** Start Data provided **

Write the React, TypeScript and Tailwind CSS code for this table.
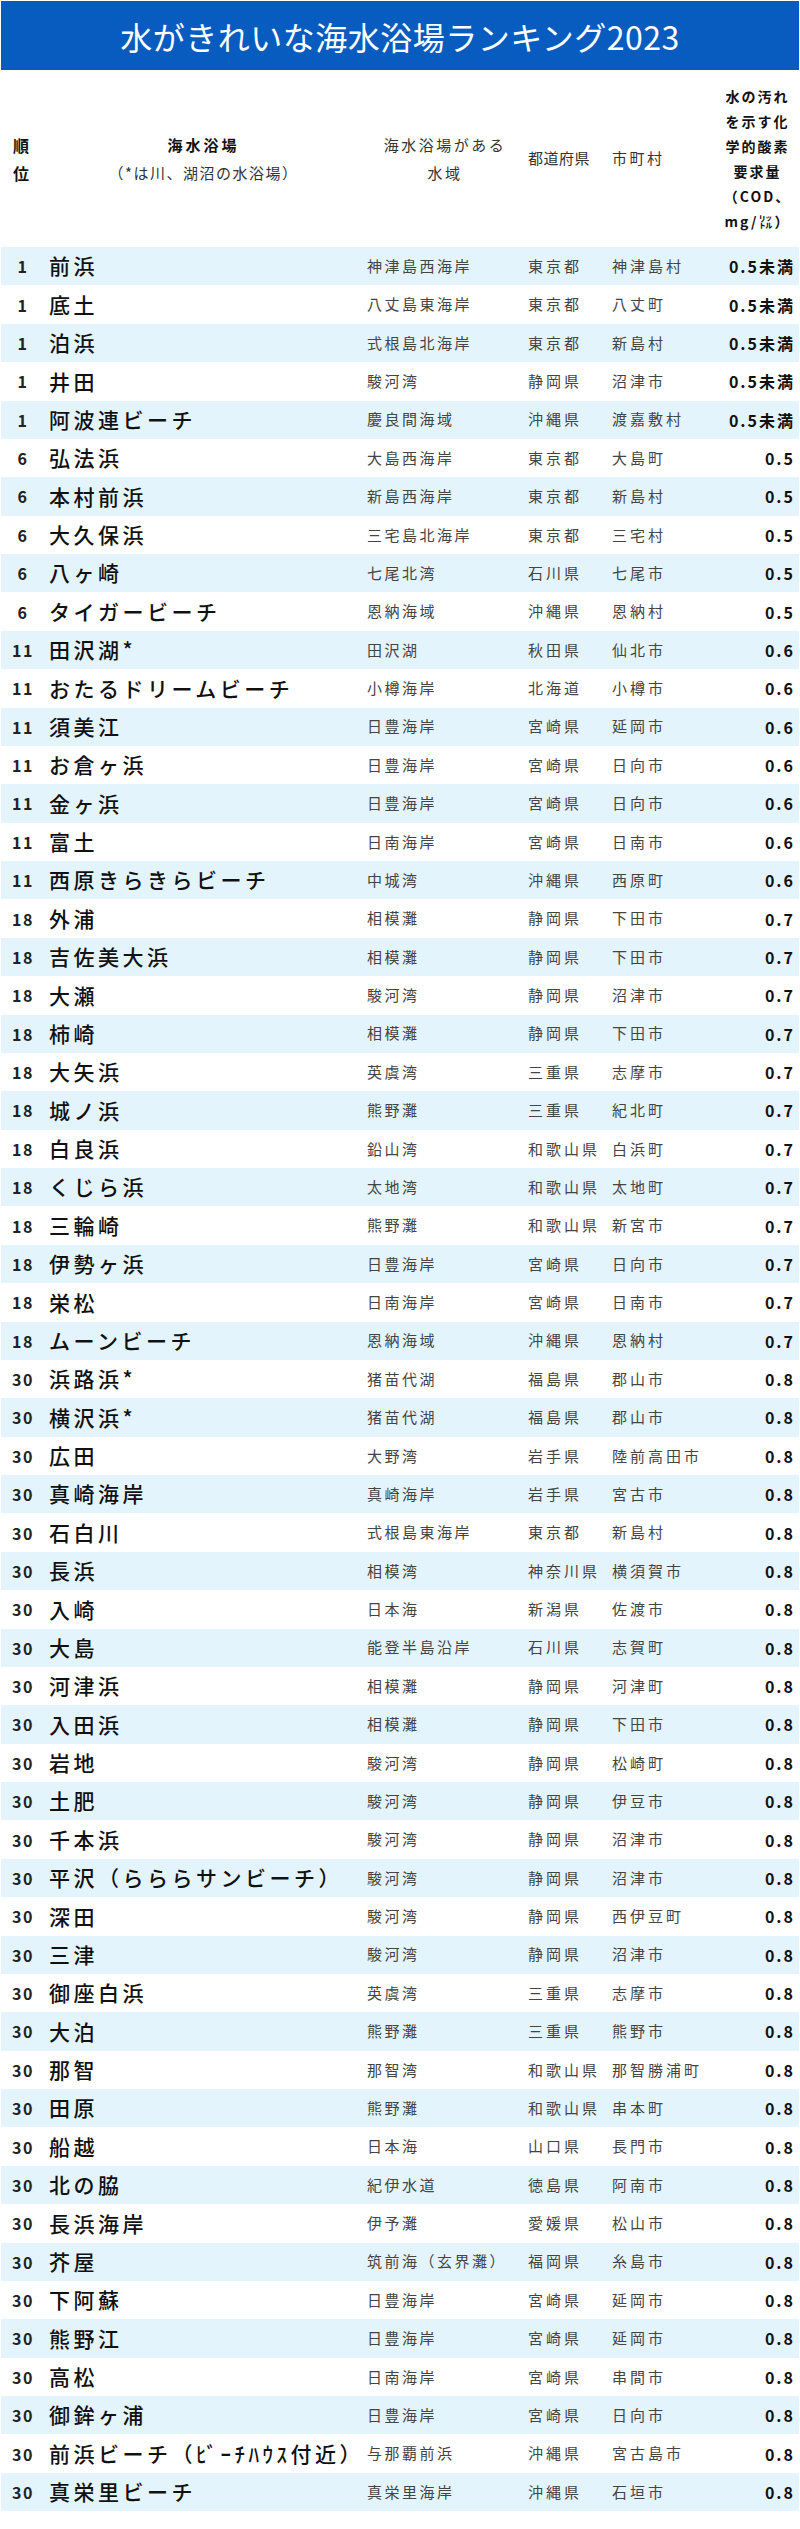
import React from "react";

type Row = [string, string, string, string, string, string];

const rows: Row[] = [
  ["1", "前浜", "神津島西海岸", "東京都", "神津島村", "0.5未満"],
  ["1", "底土", "八丈島東海岸", "東京都", "八丈町", "0.5未満"],
  ["1", "泊浜", "式根島北海岸", "東京都", "新島村", "0.5未満"],
  ["1", "井田", "駿河湾", "静岡県", "沼津市", "0.5未満"],
  ["1", "阿波連ビーチ", "慶良間海域", "沖縄県", "渡嘉敷村", "0.5未満"],
  ["6", "弘法浜", "大島西海岸", "東京都", "大島町", "0.5"],
  ["6", "本村前浜", "新島西海岸", "東京都", "新島村", "0.5"],
  ["6", "大久保浜", "三宅島北海岸", "東京都", "三宅村", "0.5"],
  ["6", "八ヶ崎", "七尾北湾", "石川県", "七尾市", "0.5"],
  ["6", "タイガービーチ", "恩納海域", "沖縄県", "恩納村", "0.5"],
  ["11", "田沢湖*", "田沢湖", "秋田県", "仙北市", "0.6"],
  ["11", "おたるドリームビーチ", "小樽海岸", "北海道", "小樽市", "0.6"],
  ["11", "須美江", "日豊海岸", "宮崎県", "延岡市", "0.6"],
  ["11", "お倉ヶ浜", "日豊海岸", "宮崎県", "日向市", "0.6"],
  ["11", "金ヶ浜", "日豊海岸", "宮崎県", "日向市", "0.6"],
  ["11", "富土", "日南海岸", "宮崎県", "日南市", "0.6"],
  ["11", "西原きらきらビーチ", "中城湾", "沖縄県", "西原町", "0.6"],
  ["18", "外浦", "相模灘", "静岡県", "下田市", "0.7"],
  ["18", "吉佐美大浜", "相模灘", "静岡県", "下田市", "0.7"],
  ["18", "大瀬", "駿河湾", "静岡県", "沼津市", "0.7"],
  ["18", "柿崎", "相模灘", "静岡県", "下田市", "0.7"],
  ["18", "大矢浜", "英虞湾", "三重県", "志摩市", "0.7"],
  ["18", "城ノ浜", "熊野灘", "三重県", "紀北町", "0.7"],
  ["18", "白良浜", "鉛山湾", "和歌山県", "白浜町", "0.7"],
  ["18", "くじら浜", "太地湾", "和歌山県", "太地町", "0.7"],
  ["18", "三輪崎", "熊野灘", "和歌山県", "新宮市", "0.7"],
  ["18", "伊勢ヶ浜", "日豊海岸", "宮崎県", "日向市", "0.7"],
  ["18", "栄松", "日南海岸", "宮崎県", "日南市", "0.7"],
  ["18", "ムーンビーチ", "恩納海域", "沖縄県", "恩納村", "0.7"],
  ["30", "浜路浜*", "猪苗代湖", "福島県", "郡山市", "0.8"],
  ["30", "横沢浜*", "猪苗代湖", "福島県", "郡山市", "0.8"],
  ["30", "広田", "大野湾", "岩手県", "陸前高田市", "0.8"],
  ["30", "真崎海岸", "真崎海岸", "岩手県", "宮古市", "0.8"],
  ["30", "石白川", "式根島東海岸", "東京都", "新島村", "0.8"],
  ["30", "長浜", "相模湾", "神奈川県", "横須賀市", "0.8"],
  ["30", "入崎", "日本海", "新潟県", "佐渡市", "0.8"],
  ["30", "大島", "能登半島沿岸", "石川県", "志賀町", "0.8"],
  ["30", "河津浜", "相模灘", "静岡県", "河津町", "0.8"],
  ["30", "入田浜", "相模灘", "静岡県", "下田市", "0.8"],
  ["30", "岩地", "駿河湾", "静岡県", "松崎町", "0.8"],
  ["30", "土肥", "駿河湾", "静岡県", "伊豆市", "0.8"],
  ["30", "千本浜", "駿河湾", "静岡県", "沼津市", "0.8"],
  ["30", "平沢（らららサンビーチ）", "駿河湾", "静岡県", "沼津市", "0.8"],
  ["30", "深田", "駿河湾", "静岡県", "西伊豆町", "0.8"],
  ["30", "三津", "駿河湾", "静岡県", "沼津市", "0.8"],
  ["30", "御座白浜", "英虞湾", "三重県", "志摩市", "0.8"],
  ["30", "大泊", "熊野灘", "三重県", "熊野市", "0.8"],
  ["30", "那智", "那智湾", "和歌山県", "那智勝浦町", "0.8"],
  ["30", "田原", "熊野灘", "和歌山県", "串本町", "0.8"],
  ["30", "船越", "日本海", "山口県", "長門市", "0.8"],
  ["30", "北の脇", "紀伊水道", "徳島県", "阿南市", "0.8"],
  ["30", "長浜海岸", "伊予灘", "愛媛県", "松山市", "0.8"],
  ["30", "芥屋", "筑前海（玄界灘）", "福岡県", "糸島市", "0.8"],
  ["30", "下阿蘇", "日豊海岸", "宮崎県", "延岡市", "0.8"],
  ["30", "熊野江", "日豊海岸", "宮崎県", "延岡市", "0.8"],
  ["30", "高松", "日南海岸", "宮崎県", "串間市", "0.8"],
  ["30", "御鉾ヶ浦", "日豊海岸", "宮崎県", "日向市", "0.8"],
  ["30", "前浜ビーチ（ﾋﾞｰﾁﾊｳｽ付近）", "与那覇前浜", "沖縄県", "宮古島市", "0.8"],
  ["30", "真栄里ビーチ", "真栄里海岸", "沖縄県", "石垣市", "0.8"],
];

const grid = "grid grid-cols-[43px_323px_161px_84px_108px_1fr]";

export default function App() {
  return (
    <div className="w-[800px] bg-white px-[1px] pt-[1px] font-['Noto_Sans_CJK_JP','Noto_Sans',sans-serif]">
      <div className="flex h-[69px] items-center justify-center bg-[#095cbf] text-[32px] tracking-[0.5px] text-white">
        水がきれいな海水浴場ランキング2023
      </div>

      <div className={`${grid} h-[177px] items-center`}>
        <div className="pl-[12px] text-[16px] font-bold leading-[28px] text-[#111]">
          <div>順</div>
          <div>位</div>
        </div>
        <div className="pr-[4px] text-center leading-[28px]">
          <div className="text-[15px] font-bold tracking-[3px] text-[#111]">海水浴場</div>
          <div className="text-[15px] tracking-[1.5px] text-[#333]">（*は川、湖沼の水浴場）</div>
        </div>
        <div className="pr-[5px] text-center text-[15px] leading-[28px] tracking-[2.5px] text-[#333]">
          <div>海水浴場がある</div>
          <div>水域</div>
        </div>
        <div className="text-[15px] tracking-[0.5px] text-[#333]">都道府県</div>
        <div className="text-[15px] tracking-[2.5px] text-[#333]">市町村</div>
        <div className="pr-[4px] text-center text-[14px] font-bold leading-[25px] tracking-[2px] text-[#111]">
          <div>水の汚れ</div>
          <div>を示す化</div>
          <div>学的酸素</div>
          <div>要求量</div>
          <div>（COD、</div>
          <div>mg/㍑）</div>
        </div>
      </div>

      <div>
        {rows.map((r, i) => (
          <div
            key={i}
            className={`${grid} h-[38.39px] items-center ${i % 2 === 0 ? "bg-[#e3f4fc]" : "bg-white"}`}
          >
            <div className="pl-[1px] text-center text-[16px] font-bold tracking-[1.5px] text-[#222]">{r[0]}</div>
            <div className="whitespace-nowrap pl-[5px] text-[21px] font-medium tracking-[3.5px] text-[#111]">{r[1]}</div>
            <div className="whitespace-nowrap text-[15px] tracking-[2.5px] text-[#444]">{r[2]}</div>
            <div className="whitespace-nowrap text-[15px] tracking-[3px] text-[#444]">{r[3]}</div>
            <div className="whitespace-nowrap text-[15px] tracking-[3px] text-[#444]">{r[4]}</div>
            <div className="whitespace-nowrap pr-[4px] text-right text-[16px] font-bold tracking-[2px] text-[#111]">{r[5]}</div>
          </div>
        ))}
      </div>
    </div>
  );
}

** End Data provided **

Leave out the pictures. Transcribe only the lines above, from the first through the one that contains "type Row = [string, string, string, string, string, string];".

Write the React, TypeScript and Tailwind CSS code for this table.
import React from "react";

type Row = [string, string, string, string, string, string];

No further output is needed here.